In Kraftwagen we can all follow in the footsteps of Bertha and her husband. Each player has his own car company. All companies try to build ever more beautiful cars and faster engines to meet customer demand. And of course there is racing on the ciruit to show what your cars can do.

The central game mechanism is a track with action tiles in a row with tiles of the players behind it. The player at the back of the track always has his turn and may choose an action chip. With the chosen actions you can build cars, build engines, recruit workers, attract customers, race or innovate. On some action tiles there is one action, on some 2 and on one tile there are even three actions.

By innovating you can build better cars and/or engines. You can use the engines to race, but you can also put them in a car for sale. If you have a car and a motorcycle, you can bring it to the market together with a mechanic (not all buyers are as handy as Bertha) by putting a price tag on it. You just don’t know in advance if customers are waiting for it (not all cars are sold).

There are four types of customers in the game: customers who love beautiful cars (the engine doesn’t matter then), customers who especially want a fast engine (and what the vehicle looks like then is not important), customers who want a lot of service and customers who pay attention to their money and just want a cheap car. By choosing the corresponding action, more and more customers come onto the market (the player chooses which type of customer wants to buy a car and gets a bonus). So you have to try to build the cars that the customers want or to acquire the customers that want your cars.

Money (and thus points) cannot only be earned by selling cars or by doing well on the track. You can also earn bonus chips by being the first to achieve certain goals, such as building a motorcycle with a certain strength or by racing two laps on the track first.

The game lasts three rounds and whoever has earned the most points at the end of the game wins the game.

kraftwagen review

Kraftwagen Review Summary

There are a couple of thematically weird things in Kraftwagen, like that the bank pays the purchase price of a cheap car once more or that during a race you skip the boxes of other cars while running. But that shouldn’t spoil the fun because for the rest the theme is correct and it is really funny to imagine that a top motorcycle is put in an old-fashioned carriage because the maker only invested in the development of his engine. That this also happened in real life at the end of the 19th and the beginning of the 20th can be seen in museums.

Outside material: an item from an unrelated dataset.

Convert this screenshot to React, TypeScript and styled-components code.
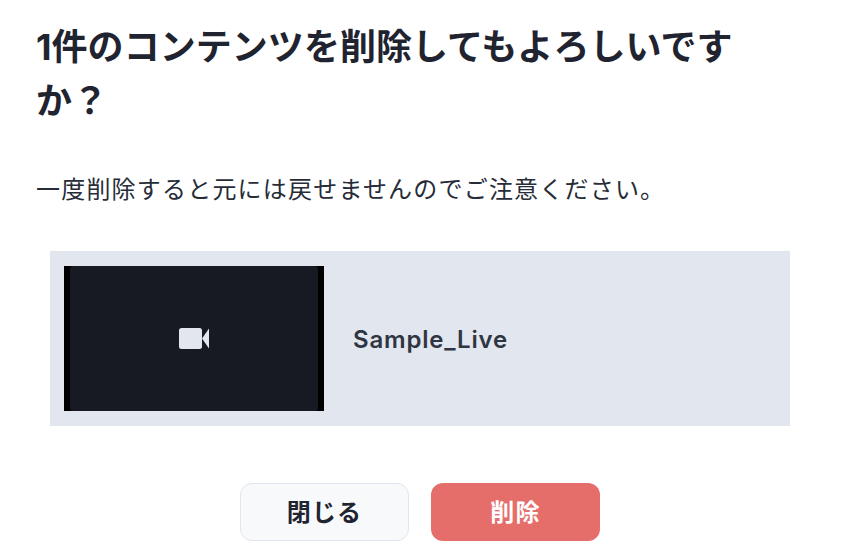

The central game mechanism runs like a well-lubricated 6-cylinder. Sometimes you would like a certain action (racing on the circuit) but the question is whether you would also like to skip a number of action chips for it. If you do this you will have to wait longer before it’s your turn again and the other players may be able to perform several actions in a row. And what can the other players do with these actions? For example, can they make sure that only customers are shopping who are not interested in the type of cars you build, so that your cars end up unsold in the demolition. So it is very important that you keep a close eye on your own options and those of the other players. But because the actions themselves are fairly simple, the game plays on smoothly and it is often clear what the best action is. I think the luck factor in the field of innovation is too high. If you choose the innovation action, you can always choose from two cards. The strongest of these cards can differ quite a bit.